Database server requirements

DB node specifications

The database server needs to be hosted on a server that is powerful enough to sustain the scale of the experiment’s operations. One important metric that will dictate the specifications of the DB node is the number of daily jobs that an experiment is running. Each job requires one entry in the jobs table and will also have entries in multiple auxiliary tables (files, metadata).

Below are the specifications for the DB node used in the ATLAS experiment.

CPU and memory

The current database server (since June 2021) has 768 GB memory and 2 x Intel Xeon Silver 4216 CPU @ 2.10GHz (16 cores). The large memory is important so that the active tables are kept in memory and I/O is avoided.

This setup is preferred to a RAC environment with multiple smaller nodes with less memory. It is also important not to share the node with other applications to avoid them overwriting each other’s memory.

Storage

The active database is currently occupying 40 TB of storage.
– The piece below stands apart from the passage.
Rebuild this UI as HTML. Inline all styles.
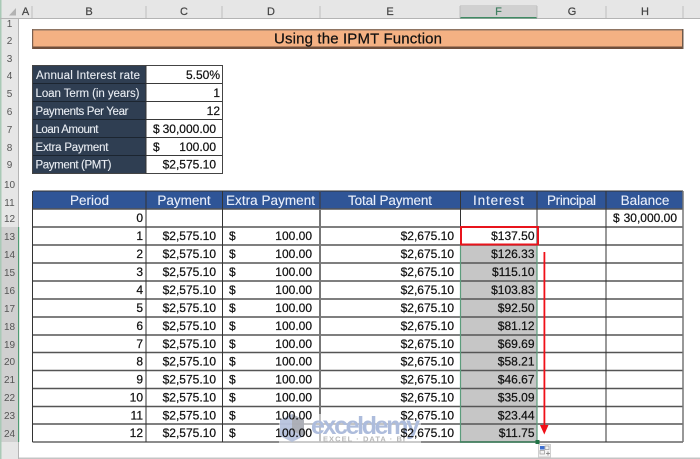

Only a fraction of tables (job and file) are archived. For other tables the active database contains the full history. This storage should be performant for fast data access. The archive database is currently occupying 30 TB archive and is storing 10 years of jobs. These tables are rarely/never accessed, but kept in case there would be an exceptional case to investigate.

Database service

In the case of ATLAS the database service is provided by the CERN IT Oracle DB team and they ensure high availability of the service: - The node is part of a RAC cluster. During normal operation, the applications are split across the nodes. I.e. there is one node for PanDA, one node for Rucio (data management) and one node for monitoring. Only if one of the nodes would fail, the applications would fail over to the other nodes. - The nodes are replicated through Active Data Guard. The secondary nodes are not used by the applications. Sparsely, some people use the Active Data Guard instance for data analytics.